In ogni caso la Legnago Servizi svolge un’attività di primario interesse pubblico fornendo al territorio di riferimento un servizio fondamentale per il corretto ciclo di gestione dei rifiuti -conformato ai principi di prossimità ed autosufficienza quali primari valori ambientali-, il cui assetto programmatico e gestorio non è stabilito dall’atto impugnato ma dalle diverse delibere e determine regionali e provinciali che si sono succedute nel tempo e che non vengono in discussione nella presente controversia.
L’atto gravato non può dunque aver inciso sulle libertà fondamentali invocate dalla ricorrente.
Infine, sull’impatto tariffario del provvedimento impugnato, che in tesi penalizzerebbe la ricorrente minando la sostenibilità economica della sua impresa, va osservato che l’ingombrante ridotto volumetricamente non è il solo rifiuto smaltito nella discarica della Legnago Servizi e non è nota l’incidenza economica che si determinerebbe a seguito dell’imposizione della tariffazione “regolata” sulla frazione derivante dalla riduzione volumetrica del rifiuto ingombrante.

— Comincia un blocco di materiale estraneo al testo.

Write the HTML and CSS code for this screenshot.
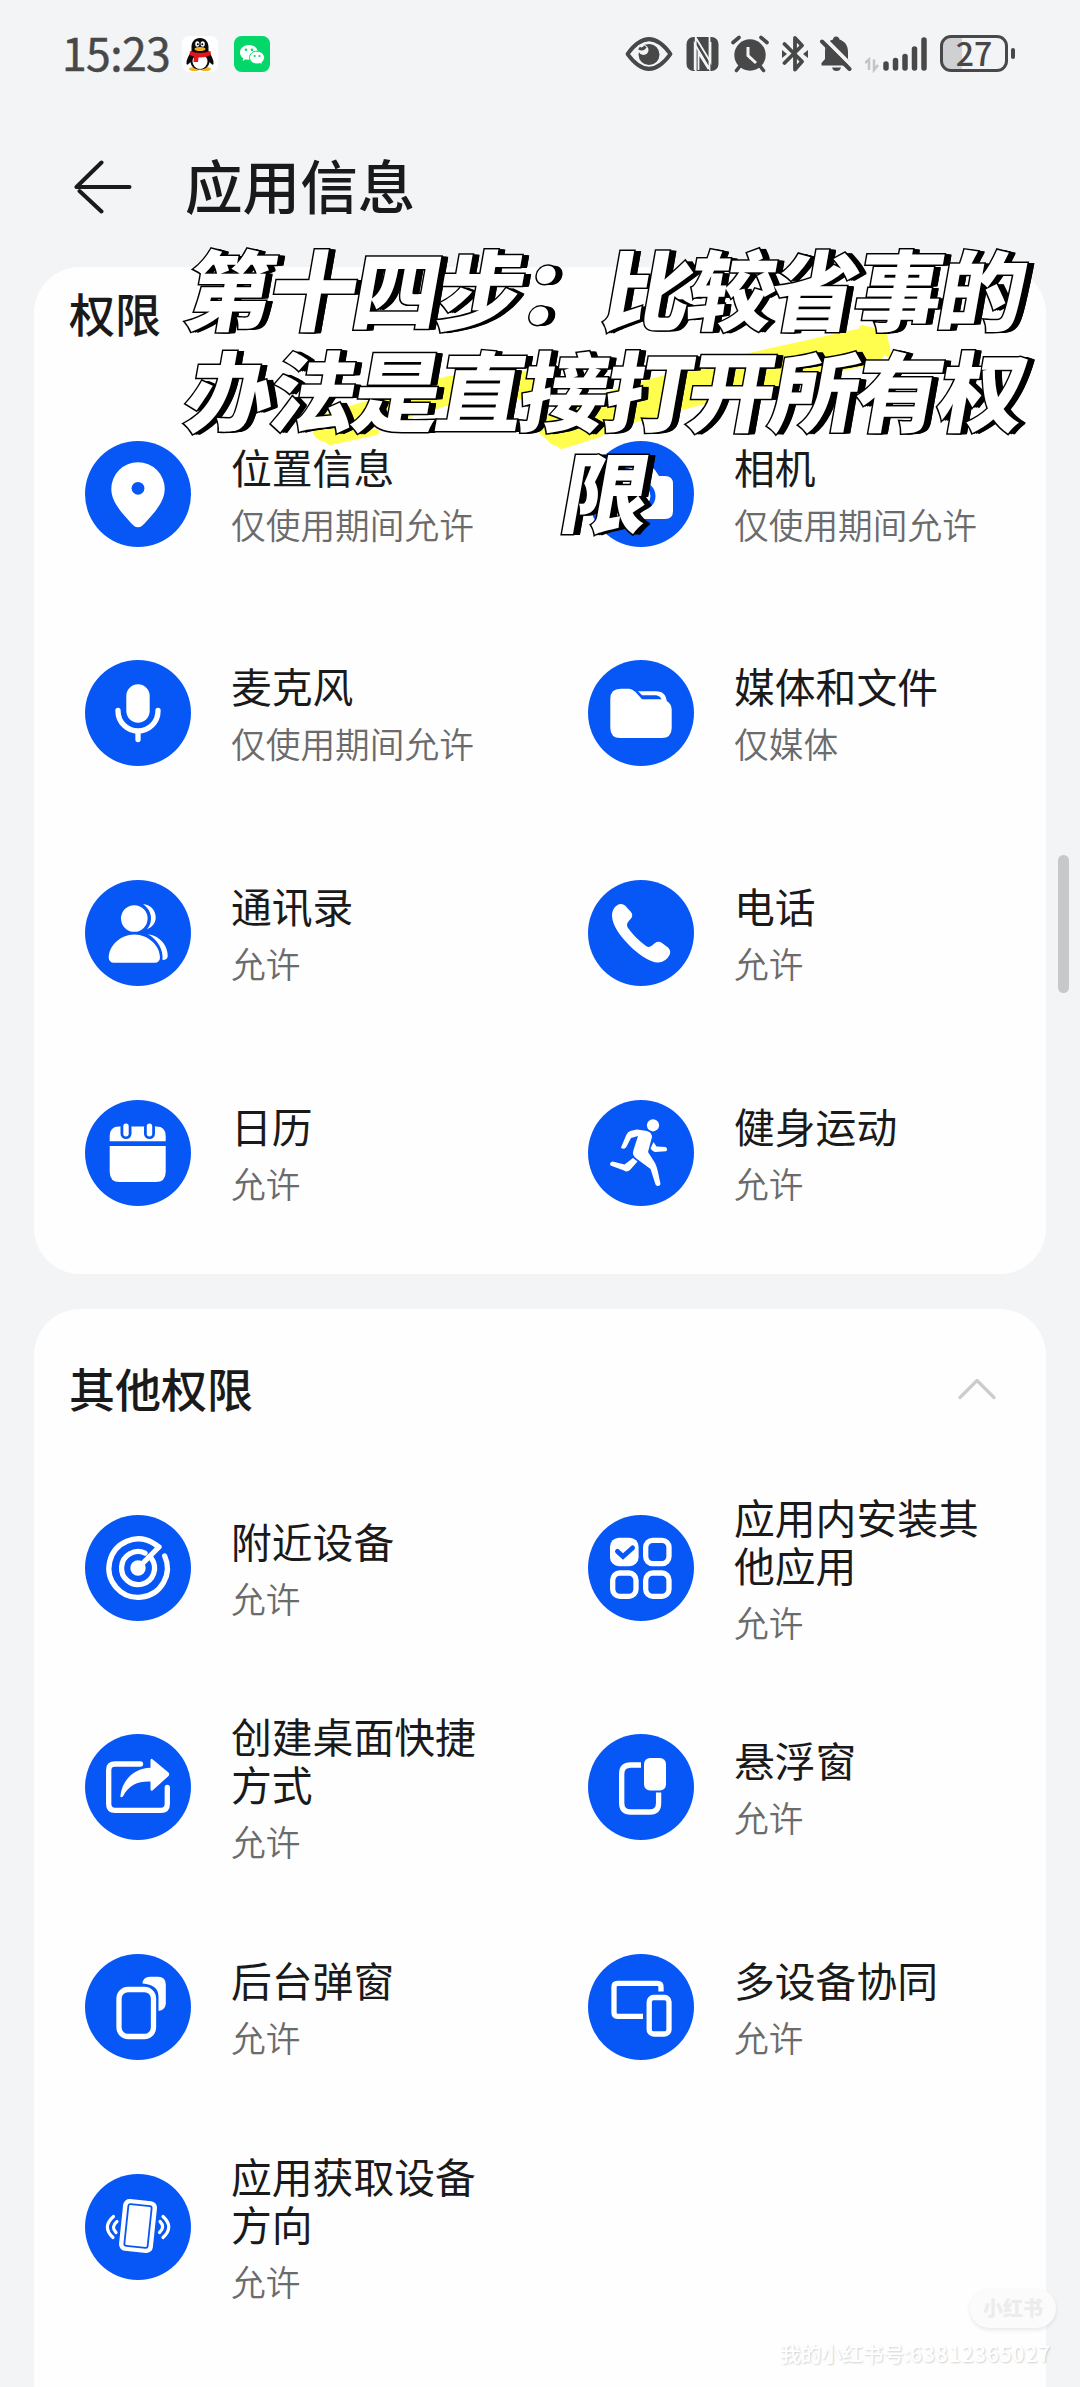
FILE: index.html
```html
<!DOCTYPE html>
<html lang="zh-CN">
<head>
<meta charset="utf-8">
<title>应用信息</title>
<link rel="stylesheet" href="styles.css">
</head>
<body>
<div class="page">
  <header class="status">
    <span class="time">15:23</span>
    <svg class="app-icon" width="36" height="36" viewBox="0 0 36 36">
      <rect width="36" height="36" rx="7" fill="#fff"/>
      <ellipse cx="12.5" cy="33" rx="5.5" ry="2" fill="#f5b21c"/><ellipse cx="23.5" cy="33" rx="5.5" ry="2" fill="#f5b21c"/>
      <path d="M18 2C12.500 2 9.500 6 9.500 11V15C7 19 4 24 4.500 28C5.500 30 7.500 27 8.500 26C9 31 13 33.500 18 33.500S27 31 27.500 26C28.500 27 30.500 30 31.500 28C32 24 29 19 26.500 15V11C26.500 6 23.500 2 18 2Z" fill="#0a0a0a"/>
      <ellipse cx="18" cy="25.500" rx="7.500" ry="7.500" fill="#fff"/>
      <path d="M8 15Q18 19 28.500 15L29 19Q23 22 16.500 21.500L16 26H11.500L12 20.500L7.500 19Z" fill="#e3141c"/>
      <ellipse cx="15.300" cy="8" rx="2.100" ry="2.800" fill="#fff"/><ellipse cx="20.700" cy="8" rx="2.100" ry="2.800" fill="#fff"/>
      <circle cx="15.800" cy="8.300" r="1"/><circle cx="20.300" cy="8.300" r="1"/>
      <ellipse cx="18" cy="13" rx="5.500" ry="2" fill="#f5b21c"/>
    </svg>
    <svg class="app-icon wechat" width="36" height="36" viewBox="0 0 36 36">
      <rect width="36" height="36" rx="7.500" fill="#04d76a"/>
      <path d="M15 9C9.800 9 6 12.300 6 16.500C6 19 7.300 21 9.300 22.300L8.600 25L11.800 23.300Q13.300 23.800 15 23.800C20.200 23.800 24 20.700 24 16.500S20.200 9 15 9Z" fill="#fff"/>
      <path d="M23 15.200C18.700 15.200 15.500 18 15.500 21.600S18.700 28 23 28Q24.500 28 25.800 27.500L28.300 28.800L27.800 26.500C29.500 25.300 30.500 23.600 30.500 21.600C30.500 18 27.300 15.200 23 15.200Z" fill="#fff" stroke="#04d76a"/>
      <g fill="#04d76a"><circle cx="12" cy="13.800" r="1.300"/><circle cx="18" cy="13.800" r="1.300"/><circle cx="20.700" cy="20" r="1.100"/><circle cx="25.500" cy="20" r="1.100"/></g>
    </svg>
    <div class="indicators">
      <svg width="48" height="38" viewBox="0 0 48 38"><path d="M2.500 19Q24-8 45.500 19Q24 46 2.500 19Z" transform="translate(0 -1.900) scale(1 1.100)" fill="none" stroke="#484848" stroke-width="3.800" stroke-linejoin="round"/><circle cx="24" cy="19.500" r="10.500" fill="#484848"/><circle cx="18.500" cy="15" r="5" fill="#f2f4f6"/><path d="M14 13Q17.500 15.500 20.500 11.500" fill="none" stroke="#484848" stroke-width="3"/></svg>
      <svg width="33" height="38" viewBox="0 0 33 38"><rect x=".5" y="2" width="32" height="34" rx="7" fill="#484848"/><path d="M9.700 36V2.500L24.500 27V7" fill="none" stroke="#f2f4f5" stroke-width="1.800"/><path d="M8.700 35V9L23.500 34V2" fill="none" stroke="#f2f4f5" stroke-width="1.800"/><path d="M12.500 35V18L22.500 34" fill="none" stroke="#f2f4f5" stroke-width="1.800"/></svg>
      <svg width="38" height="38" viewBox="0 0 38 38"><g stroke="#484848" stroke-width="3.600" stroke-linecap="round"><path d="M2 7.500L8 2.500M36 7.500L30 2.500M9 31L5.500 35.500M29 31L32.500 35.500"/></g><circle cx="19" cy="20" r="15.700" fill="#484848"/><path d="M17 12V20.500L25 28" fill="none" stroke="#f2f4f5" stroke-width="3"/></svg>
      <svg width="26" height="38" viewBox="0 0 26 38"><path d="M2.500 9L20 26.500L13 34.500V3L20 10.500L2.500 28" fill="none" stroke="#484848" stroke-width="3.800" stroke-linejoin="round" stroke-linecap="round"/><path d="M0 15L5 19L0 23ZM26 15L21 19L26 23Z" fill="#484848"/></svg>
      <svg width="32" height="38" viewBox="0 0 32 38"><path d="M16 1.500C14 1.500 13 3 13 4.500C7 6.500 5 11 5 17V24L1.500 28V30.500H30.500V28L28 24V17C28 10.500 25 6.500 19.500 4.500C19.500 3 18 1.500 16 1.500ZM12 32.500H21Q20 36 16.500 36Q13 36 12 32.500Z" fill="#484848"/><path d="M4.500 3.500L34 33" stroke="#f2f4f5" stroke-width="4"/><path d="M2 6.500L29.500 34" stroke="#484848" stroke-width="4" stroke-linecap="round"/></svg>
      <svg class="signal" width="62" height="38" viewBox="0 0 62 38"><path d="M0 28L4 24.500V35M9 24.500V35L13 30" fill="none" stroke="#c3c5c6" stroke-width="2.500"/><g stroke="#484848" stroke-width="5.500" stroke-linecap="round"><path d="M21 29V33M30.500 25.500V33M40 21.500V33M49.500 14V33M59 5V33"/></g></svg>
      <div class="battery"><span>27</span></div>
      <i class="nub"></i>
    </div>
  </header>

  <div class="titlebar">
    <svg width="58" height="54" viewBox="0 0 58 54"><path d="M27.500 2.500L2.500 27H55.500M5.500 31L27.500 51.500" fill="none" stroke="#191a1b" stroke-width="4" stroke-linecap="round" stroke-linejoin="round"/></svg>
    <h1>应用信息</h1>
  </div>

  <section class="card">
    <div class="card-head"><h2>权限</h2></div>
    <div class="grid">
      <div class="item"><svg class="ic" viewBox="0 0 106 106"><circle class="b" cx="53" cy="53" r="53"/><path class="w" d="M53 86.300C50 86.300 48 84 46 82C35 70 26.300 60 26.300 47.800A26.700 26.500 0 0 1 79.700 47.800C79.700 60 71 70 60 82C58 84 56 86.300 53 86.300Z"/><circle class="b" cx="53" cy="47.300" r="6.400"/></svg><div class="txt"><h3>位置信息</h3><p>仅使用期间允许</p></div></div>
      <div class="item"><svg class="ic" viewBox="0 0 106 106"><circle class="b" cx="53" cy="53" r="53"/><path class="w" d="M30 35H35L39 29Q40.500 27 43 27H63Q65.500 27 67 29L71 35H77Q85 35 85 43V70Q85 78 77 78H29Q21 78 21 70V43Q21 35 30 35Z"/><circle class="s" cx="53" cy="55" r="12" stroke="#0757f7" stroke-width="5"/></svg><div class="txt"><h3>相机</h3><p>仅使用期间允许</p></div></div>
      <div class="item"><svg class="ic" viewBox="0 0 106 106"><circle class="b" cx="53" cy="53" r="53"/><rect class="w" x="41.300" y="24.300" width="23.400" height="38.400" rx="11.700"/><path class="l" d="M33 50.500V51A20 20 0 0 0 73 51V50.500M53 72V79.500"/></svg><div class="txt"><h3>麦克风</h3><p>仅使用期间允许</p></div></div>
      <div class="item"><svg class="ic" viewBox="0 0 106 106"><circle class="b" cx="53" cy="53" r="53"/><path class="w" d="M32.500 28.700H41Q44 28.700 46.500 31.200H68C75 31.200 78 35 78.800 41Q83.700 44 83.700 50V68Q83.700 78 73.700 78H32.300Q22.300 78 22.300 68V39Q22.300 28.700 32.500 28.700Z"/><path class="b" d="M45.500 29.700L54 39.300H73.500Q72 35.800 68 35.300H54L49 30Z"/></svg><div class="txt"><h3>媒体和文件</h3><p>仅媒体</p></div></div>
      <div class="item"><svg class="ic" viewBox="0 0 106 106"><circle class="b" cx="53" cy="53" r="53"/><circle class="w" cx="49.300" cy="38.500" r="13.300"/><path class="w" d="M58 24.300A16.500 16.500 0 0 1 62 49.300C67.500 47 70.700 43 70.700 37.500C70.700 30 65 24.300 58 24.300ZM28.700 82.700A5 5 0 0 1 23.700 77.500C24 66 35 54.500 49.300 54.500S75 66 75 77.500A5 5 0 0 1 70 82.700ZM63 54.300C76 56 83 67 82.700 76Q82.500 80 77.500 80C78.500 70 73 60 63 54.300Z"/></svg><div class="txt"><h3>通讯录</h3><p>允许</p></div></div>
      <div class="item"><svg class="ic" viewBox="0 0 106 106"><circle class="b" cx="53" cy="53" r="53"/><path class="w" d="M24 36C24 30 27 26 31 24.300Q34.500 23.300 37 25.500L43 32Q45.500 35.500 43 38.500L40 42Q38 45 40 48C45 55 51 61 58 66Q61 68 64 65.500L67 63Q70.500 60.500 74 63L80 67.500Q83.500 71 81.500 75Q78 82 70 82.600C62 82.500 49 73.500 41 65C33 57 24.500 46 24 36Z"/></svg><div class="txt"><h3>电话</h3><p>允许</p></div></div>
      <div class="item"><svg class="ic" viewBox="0 0 106 106"><circle class="b" cx="53" cy="53" r="53"/><path class="w" d="M24.700 41.300V36Q24.700 26.500 34 26.500H71.500Q80.700 26.500 80.700 36V41.300ZM24.700 46H80.700V72Q80.700 82 70.700 82H34.700Q24.700 82 24.700 72Z"/><g class="b"><rect x="35.500" y="22" width="11" height="17" rx="5.500"/><rect x="59" y="22" width="11" height="17" rx="5.500"/></g><g class="w"><rect x="38.300" y="23.500" width="5.400" height="13" rx="2.700"/><rect x="61.800" y="23.500" width="5.400" height="13" rx="2.700"/></g></svg><div class="txt"><h3>日历</h3><p>允许</p></div></div>
      <div class="item"><svg class="ic" viewBox="0 0 106 106"><circle class="b" cx="53" cy="53" r="53"/><circle class="w" cx="65" cy="25.300" r="6.100"/><path class="w" d="M49 29.500L59 31Q64 32.500 64 37L60 52L67 63Q69 67 70 72L72.500 84Q72 86.500 69 86L67.500 84.500L62.500 69L49 59Q43.500 55.500 45.500 50L50 36L43 38L38 47.500Q35 50 33 47.500L38.500 34.500Q40 31.500 43 30.700Z"/><path class="w" d="M65.500 42L68.500 46.500L77.500 47Q80.500 49 78 51.300L67 52Q64 51 62.500 48.500ZM45 58L49.500 61.500L42 70Q39 72.500 36 70.500L22.500 65.500Q21 62.500 24.500 61.500L36.500 64.500Z"/></svg><div class="txt"><h3>健身运动</h3><p>允许</p></div></div>
    </div>
  </section>

  <section class="card other">
    <div class="card-head"><h2>其他权限</h2><svg width="38" height="22" viewBox="0 0 38 22"><path d="M2 19.500L19 2.500L36 19.500" fill="none" stroke="#cbcccc" stroke-width="3.200" stroke-linecap="round" stroke-linejoin="round"/></svg></div>
    <div class="grid">
      <div class="item"><svg class="ic" viewBox="0 0 106 106"><circle class="b" cx="53" cy="53" r="53"/><path class="l" d="M79.700 41A29.200 29.200 0 1 1 68.500 28.300L74 32L53 53M66.500 43.500A16.500 16.500 0 1 1 60 38.100"/><circle class="w" cx="53" cy="53" r="7.700"/></svg><div class="txt"><h3>附近设备</h3><p>允许</p></div></div>
      <div class="item"><svg class="ic" viewBox="0 0 106 106"><circle class="b" cx="53" cy="53" r="53"/><rect class="w" x="22" y="22.700" width="28.600" height="28.500" rx="9"/><g class="l"><rect x="57.700" y="25.300" width="23.300" height="23.300" rx="7"/><rect x="24.700" y="58" width="23.300" height="23.300" rx="7"/><rect x="57.700" y="58" width="23.300" height="23.300" rx="7"/></g><path class="s" d="M29.500 36.500L35 41.500L44.500 33" stroke="#0757f7" stroke-width="5" stroke-linecap="round"/></svg><div class="txt"><h3>应用内安装其他应用</h3><p>允许</p></div></div>
      <div class="item"><svg class="ic" viewBox="0 0 106 106"><circle class="b" cx="53" cy="53" r="53"/><path class="l" d="M55.500 30H30Q23.700 30 23.700 36V70Q23.700 76.300 30 76.300H76Q82.300 76.300 82.300 70V53.500"/><path class="w" d="M67.500 25.300L83.500 38.500Q85 40.300 83.500 42L67.500 56.500Q65.500 57.500 65.500 55V47.500C53 47 44 51 38.500 61.500Q37 64.500 35.300 62.500C37 46 49 34 65.500 33.700V26.500Q65.500 24 67.500 25.300Z"/></svg><div class="txt"><h3>创建桌面快捷方式</h3><p>允许</p></div></div>
      <div class="item"><svg class="ic" viewBox="0 0 106 106"><circle class="b" cx="53" cy="53" r="53"/><path class="l butt" d="M53 31H42.500Q33.700 31 33.700 40V69Q33.700 78 42.500 78H62Q70.600 78 70.600 69V58.500"/><rect class="w" x="56" y="24" width="22" height="32.500" rx="6"/></svg><div class="txt"><h3>悬浮窗</h3><p>允许</p></div></div>
      <div class="item"><svg class="ic" viewBox="0 0 106 106"><circle class="b" cx="53" cy="53" r="53"/><rect class="l" x="34" y="35.500" width="34.500" height="47" rx="9"/><path class="w" d="M57.500 29.500Q58 22.700 65 22.700H73Q80.800 22.700 80.800 30.500V50Q80 56 73.500 57V42Q73 30.500 57.500 29.500Z"/></svg><div class="txt"><h3>后台弹窗</h3><p>允许</p></div></div>
      <div class="item"><svg class="ic" viewBox="0 0 106 106"><circle class="b" cx="53" cy="53" r="53"/><path class="l butt" d="M73 37.500V33Q73 29.300 69.500 29.300H29.500Q26 29.300 26 33V58.500Q26 62.300 29.500 62.300H55"/><rect class="l" x="61.200" y="43.500" width="19.800" height="36.500" rx="4.500"/></svg><div class="txt"><h3>多设备协同</h3><p>允许</p></div></div>
      <div class="item"><svg class="ic" viewBox="0 0 106 106"><circle class="b" cx="53" cy="53" r="53"/><g transform="rotate(6 53 52)"><rect class="w" x="36" y="26" width="34" height="52" rx="6.500"/><rect class="s" x="41.300" y="31" width="23.400" height="42" rx="2" stroke="#0757f7" stroke-width="1.800"/></g><g class="s" stroke="#fff" stroke-width="3.200" stroke-linecap="round"><path d="M28.500 42.500Q16.500 53 28 63.500M32 47.500Q25.500 53 31 58.500M78 42.500Q89.500 53 78 63.500M75 47.500Q80.500 53 74.500 58.500"/></g></svg><div class="txt"><h3>应用获取设备方向</h3><p>允许</p></div></div>
    </div>
  </section>

  <i class="scrollbar"></i>

  <svg class="brush" width="600" height="140" viewBox="0 0 600 140">
    <g fill="none" stroke="#fffe4e" stroke-linejoin="round" stroke-linecap="round">
      <path d="M26 108L150 70L240 64" stroke-width="28"/>
      <path d="M262 108L330 84L460 50L568 26" stroke-width="38"/>
      <path d="M10 106L30 122L76 112M242 112L262 126L300 114M562 8L584 14L588 34" stroke-width="6"/>
    </g>
  </svg>
  <p class="caption"><span>第十四步：比较省事的</span><span>办法是直接打开所有权</span><span>限</span></p>

  <div class="watermark"><span class="pill">小红书</span><span class="uid">我的小红书号:<b>63812365027</b></span></div>
</div>
</body>
</html>
```
FILE: styles.css
```css
* { box-sizing: border-box; }
body {
  margin: 0;
  font-family: "Noto Sans CJK SC", sans-serif;
  color: #1a1a1b;
}
h1, h2, h3, p { margin: 0; font-weight: 400; }
svg { display: block; flex: none; }

.page {
  position: relative;
  width: 1080px;
  height: 2387px;
  overflow: hidden;
  background: #f2f4f6;
  display: flex;
  flex-direction: column;
}

.status {
  height: 107px;
  padding: 0 65px 0 62px;
  display: flex;
  align-items: center;
  color: #484848;
}
.time {
  width: 120px;
  padding-bottom: 3px;
  font-size: 44.5px;
  line-height: 60px;
  letter-spacing: -.6px;
  -webkit-text-stroke: .5px #484848;
}
.wechat { margin-left: 16px; }
.indicators { margin-left: auto; display: flex; align-items: center; }
.indicators svg + svg { margin-left: 12.6px; }
.battery {
  width: 68px;
  height: 37px;
  margin-left: 13px;
  border: 3px solid #484848;
  border-radius: 11px;
  background: linear-gradient(90deg, #ced0d1 30%, transparent 30%);
  display: flex;
  align-items: center;
  justify-content: center;
  padding-bottom: 4px;
  font: 500 32px/30px "Noto Sans CJK SC", sans-serif;
}
.nub { width: 4px; height: 11px; margin-left: 3px; border-radius: 2px; background: #484848; }

.titlebar {
  height: 160px;
  padding-left: 74px;
  display: flex;
  align-items: center;
  gap: 53px;
}
.titlebar h1 { padding-bottom: 6px; font-size: 57.6px; line-height: 80px; font-weight: 500; }

.card {
  width: 1012px;
  height: 1007px;
  margin-left: 34px;
  border-radius: 46px;
  background: #fefefe;
}
.card.other {
  flex: 1;
  margin-top: 35px;
  border-radius: 46px 46px 0 0;
}
.card-head {
  height: 117px;
  padding: 15px 50px 0 35px;
  display: flex;
  justify-content: space-between;
  align-items: flex-start;
}
.card-head h2 { font-size: 46px; line-height: 60px; font-weight: 500; }
.other .card-head { height: 149px; padding-top: 10px; align-items: center; }
.other .card-head h2 { padding-bottom: 4px; }

.grid {
  padding-left: 51px;
  display: grid;
  grid-template-columns: 503px 1fr;
  grid-auto-rows: 219.6px;
}
.item { display: flex; align-items: center; gap: 40px; }
.ic { width: 106px; height: 106px; }
.txt { width: 260px; }
.txt h3 { font-size: 40.8px; line-height: 48px; }
.txt p { margin-top: 13px; font-size: 34.7px; line-height: 41px; color: #6b6b6b; font-weight: 350; }

.b { fill: #0757f7; }
.w { fill: #fff; }
.s { fill: none; }
.l {
  fill: none;
  stroke: #fff;
  stroke-width: 5.3px;
  stroke-linecap: round;
  stroke-linejoin: round;
}
.butt { stroke-linecap: butt; }

.scrollbar {
  position: absolute;
  left: 1058px;
  top: 855px;
  width: 11px;
  height: 138px;
  border-radius: 6px;
  background: #c6c8c9;
}

.brush { position: absolute; left: 300px; top: 320px; }
.caption {
  position: absolute;
  left: 186px;
  top: 236px;
  width: 840px;
  text-align: center;
  white-space: nowrap;
  font-size: 87px;
  line-height: 101px;
  letter-spacing: -3.4px;
  font-weight: 900;
  color: #fff;
  -webkit-text-stroke: 3px #000;
  paint-order: stroke fill;
  text-shadow:
    1px 0 #000, 2px 0 #000, 3px 0 #000, 4px 0 #000, 5px 0 #000, 6px 0 #000, 7px 0 #000,
    2px 1px #000, 4px 1px #000, 6px 1px #000, 7px 1px #000;
}
.caption span { display: block; transform: skewX(-10deg); }

.watermark {
  position: absolute;
  right: 24px;
  top: 2289px;
  display: flex;
  flex-direction: column;
  align-items: flex-end;
  gap: 9px;
}
.pill {
  width: 86px;
  height: 39px;
  border-radius: 20px;
  background: #fbfbfb;
  box-shadow: 0 2px 4px rgba(0, 0, 0, .09);
  color: #ececec;
  font-size: 20px;
  line-height: 38px;
  font-weight: 900;
  text-align: center;
}
.uid {
  margin-right: 5px;
  font-size: 20.7px;
  line-height: 32px;
  font-weight: 500;
  color: #fff;
  white-space: nowrap;
  text-shadow: 1px 1px 2px rgba(0, 0, 0, .18);
}
.uid b { font-weight: 500; letter-spacing: 1px; }
```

La censura è in questi termini generica ed indimostrata, e come tale si rivela infondata.
9. Conclusivamente, alla luce delle predette argomentazioni l’impugnativa deve essere complessivamente respinta.
10. La complessità anche fattuale della controversia, unitamente alla presenza di alcuni riferimenti nelle note regionali citate dalla ricorrente che possono averla indotta in errore nell’interpretazione dei provvedimenti impugnati, giustificano in via eccezionale la misura della compensazione tra le parti delle spese di lite.
P.Q.M.
Il Tribunale Amministrativo Regionale per il Veneto (Sezione Quarta), definitivamente pronunciando sul ricorso, come in epigrafe proposto, lo rigetta.
Spese compensate.
Ordina che la presente sentenza sia eseguita dall'Autorità amministrativa.